As the star of trashy but impossible-to-ignore The Word, Christian has almost become a symbol of the 1990s. Now, he says, he'd fire himself if he was his own boss.

It requires a certain kind of chutzpah to punctuate your memoirs with insults aimed at you at the height of your fame. Or perhaps, if you’re a TV and radio celebrity, it just takes insight into the inherent ridiculousness of your profession. Here are three that appear in My Word, Terry Christian’s account of his years fronting Channel 4’s infamous late-night show The Word, the wantonly trashy but impossible-to-ignore Friday-night series that exemplified the worst – and often the best, but we’ll come to that – of 1990s pop culture:

“Terry Christian, won’t someone smash his smug irritating little face in?” – Channel 4 viewer, from duty log

“Terry Christian, has this arsehole got sinus trouble? He is tacky, pathetic, has no interviewing style and insults his guests. When are you going to take him off?” –
Channel 4 viewer, from duty log

“Terry Christian, the most hated man on television.” – Daily Mirror, 1994

Yet here we are in the Lass O’Gowrie pub off Oxford Road in Manchester and the former most hated man on television is proving to be thoroughly likeable company. When a drinker in her thirties comes over to ask if he’s really Terry from The Word, he grins and leans in for the obligatory selfie.

Christian, now 55, is funny, engaging and more thoughtful than the caricature Mancunian motormouth who presented five series of the show between August 1990 and March 1995. He is also an incorrigible digresser, be it on the subject of childhood friends who went to school with Morrissey (“When the Smiths made it big, all my mates said, ‘It’s that weirdo you see on the 261 bus . . .’”), or collecting records on a pittance as a kid (“There was this huge warehouse called Robinson’s Records, where everything smelled of pies because they had a big pie counter in there . . .”), or his beloved Manchester United (they should have persevered with David Moyes; he never wanted Louis van Gaal; the owners, the Glazers, are destroying the club).

Reduced fame doesn’t always agree with those who were once nationally notorious but it seems to suit Christian, who downshifted to more grown-up engagements with Talksport, BBC Radio Manchester and ITV after The Word ended. He seems like a good bloke who had fame thrust upon him and wasn’t sure what to do with it. So why did everybody hate him so much?
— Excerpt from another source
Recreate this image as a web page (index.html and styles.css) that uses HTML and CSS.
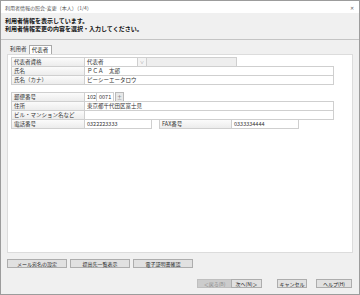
FILE: index.html
```html
<!DOCTYPE html>
<html>
<head>
    <title>利用者情報の照会・変更（本人）</title>
    <link rel="stylesheet" href="styles.css">
</head>
<body>
    <div class="window">
        <div class="titlebar">
            <span>利用者情報の照会-変更（本人）（1/4）</span>
            <span class="close">✕</span>
        </div>
        <div class="intro">
            <div>利用者情報を表示しています。</div>
            <div>利用者情報変更の内容を選択・入力してください。</div>
        </div>
        <div class="tabs">
            <span class="tab-label">利用者</span>
            <span class="tab-box">代表者</span>
        </div>
        <div class="panel">
            <div class="group">
                <div class="row">
                    <div class="cell label">代表者資格</div>
                    <div class="cell value w-select">代表者</div>
                    <div class="cell arrow">∨</div>
                    <div class="cell disabled w-gray"></div>
                </div>
                <div class="row">
                    <div class="cell label">氏名</div>
                    <div class="cell value w-full">ＰＣＡ　太郎</div>
                </div>
                <div class="row">
                    <div class="cell label">氏名（カナ）</div>
                    <div class="cell value w-full">ピーシーエータロウ</div>
                </div>
            </div>
            <div class="group second">
                <div class="row">
                    <div class="cell label">郵便番号</div>
                    <div class="cell value w-zip1">102</div>
                    <div class="cell value w-zip2">0071</div>
                    <div class="cell zip-btn">±</div>
                </div>
                <div class="row">
                    <div class="cell label">住所</div>
                    <div class="cell value w-full">東京都千代田区富士見</div>
                </div>
                <div class="row">
                    <div class="cell label">ビル・マンション名など</div>
                    <div class="cell value w-full"></div>
                </div>
                <div class="row">
                    <div class="cell label">電話番号</div>
                    <div class="cell value w-tel">0322223333</div>
                    <div class="spacer"></div>
                    <div class="cell label w-fax">FAX番号</div>
                    <div class="cell value w-tel">0333334444</div>
                </div>
            </div>
        </div>
        <div class="actions">
            <button class="btn w-action">メール宛名の設定</button>
            <button class="btn w-action">提出先一覧表示</button>
            <button class="btn w-action">電子証明書確認</button>
        </div>
        <div class="footer">
            <button class="btn btn-disabled w-back">＜戻る(B)</button>
            <button class="btn w-next">次へ(N)＞</button>
            <button class="btn w-cancel">キャンセル</button>
            <button class="btn w-help">ヘルプ(H)</button>
        </div>
    </div>
</body>
</html>
```

FILE: styles.css
```css
body {
    margin: 0;
    font-family: "Noto Sans CJK JP", "Noto Sans", sans-serif;
    color: #222;
}

.window {
    width: 360px;
    height: 295px;
    box-sizing: border-box;
    border: 1px solid #9c9c9c;
    background-color: #f0f0f0;
    display: flex;
    flex-direction: column;
}

.titlebar {
    height: 12px;
    background-color: #fff;
    display: flex;
    align-items: center;
    justify-content: space-between;
    padding: 0 5px 0 4px;
    font-size: 5px;
    color: #555;
}

.close {
    font-size: 5px;
    color: #666;
}

.intro {
    height: 22px;
    padding: 4px 0 0 4px;
    border-bottom: 1px solid #c4c4c4;
    font-size: 6px;
    line-height: 8px;
    font-weight: bold;
    color: #111;
}

.tabs {
    height: 14px;
    display: flex;
    align-items: flex-end;
    padding-left: 9px;
    font-size: 5.5px;
}

.tab-label {
    line-height: 9px;
    margin-right: 2px;
    color: #333;
}

.tab-box {
    height: 9px;
    box-sizing: border-box;
    width: 23px;
    border: 1px solid #a8a8a8;
    border-bottom: none;
    background-color: #fff;
    line-height: 8px;
    text-align: center;
}

.panel {
    height: 199px;
    box-sizing: border-box;
    margin: 0 6px 0 6px;
    padding: 2px 0 0 3px;
    background-color: #fff;
    border: 1px solid #dcdcdc;
}

.group.second {
    margin-top: 8px;
}

.row {
    display: flex;
    height: 9px;
}

.cell {
    box-sizing: border-box;
    height: 10px;
    border: 1px solid #cfcfcf;
    margin-left: -1px;
    padding-left: 2px;
    font-size: 5.5px;
    line-height: 8px;
    white-space: nowrap;
    overflow: hidden;
}

.row .cell:first-child {
    margin-left: 0;
}

.label {
    width: 74px;
    background: linear-gradient(#fbfbfb, #ececec);
    color: #333;
}

.value {
    background-color: #fff;
    color: #333;
}

.w-select { width: 54px; }
.w-gray { width: 91px; }
.w-full { width: 250px; }
.w-zip1 { width: 13px; }
.w-zip2 { width: 18px; }
.w-tel { width: 68px; }
.w-fax { width: 73px; margin-left: 0; }

.arrow {
    width: 10px;
    padding: 0;
    text-align: center;
    font-size: 4px;
    color: #777;
    background-color: #f4f4f4;
}

.disabled {
    background-color: #eeeeee;
}

.zip-btn {
    width: 9px;
    padding: 0;
    margin-left: 1px;
    text-align: center;
    font-size: 5px;
    color: #555;
    background-color: #e8e8e8;
    border-color: #b9b9b9;
}

.spacer {
    width: 7px;
}

.actions {
    display: flex;
    gap: 3px;
    padding: 6px 0 0 6px;
    height: 10px;
}

.footer {
    display: flex;
    padding: 10px 0 0 0;
    height: 10px;
}

.btn {
    box-sizing: border-box;
    height: 9px;
    padding: 0;
    border: 1px solid #adadad;
    background-color: #e1e1e1;
    font-family: "Noto Sans CJK JP", "Noto Sans", sans-serif;
    font-size: 5px;
    line-height: 7px;
    color: #222;
}

.w-action { width: 60px; }

.w-back {
    width: 35px;
    margin-left: 196px;
}
.w-next { width: 31px; margin-left: -1px; }
.w-cancel { width: 30px; margin-left: 15px; }
.w-help { width: 36px; margin-left: 9px; }

.btn-disabled {
    background-color: #cccccc;
    border-color: #bfbfbf;
    color: #8a8a8a;
}
```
“When The Word was going, I did use to wonder, ‘What crime have I committed?’” he admits. “I had nothing to be jealous of. I wasn’t even that well paid. Whenever I went out in Manchester or London, normal people were fine. They liked the show. But I was anything but confident and I had no control over my press. They really wanted to put the boot in. I wasn’t bothered at first,” he says, “but cumulatively, it did start to hurt.”

Two decades on, The Word has been reduced to a clip-show staple, its shock-horror moments now shorthand for the mad-for-it 1990s, when television’s current dispensation – that anything is justified as long as it gets eyeballs – was forged. Whether it was Kurt Cobain announcing that Courtney Love was “the best f*** in the world”, or Oliver Reed swaying drunkenly as guest frontman for Ned’s Atomic Dustbin, or Donita Sparks of the grunge band L7 dropping her trousers, The Word’s brand of controversy was instrumental in remaking Channel 4 as TV’s edgy channel.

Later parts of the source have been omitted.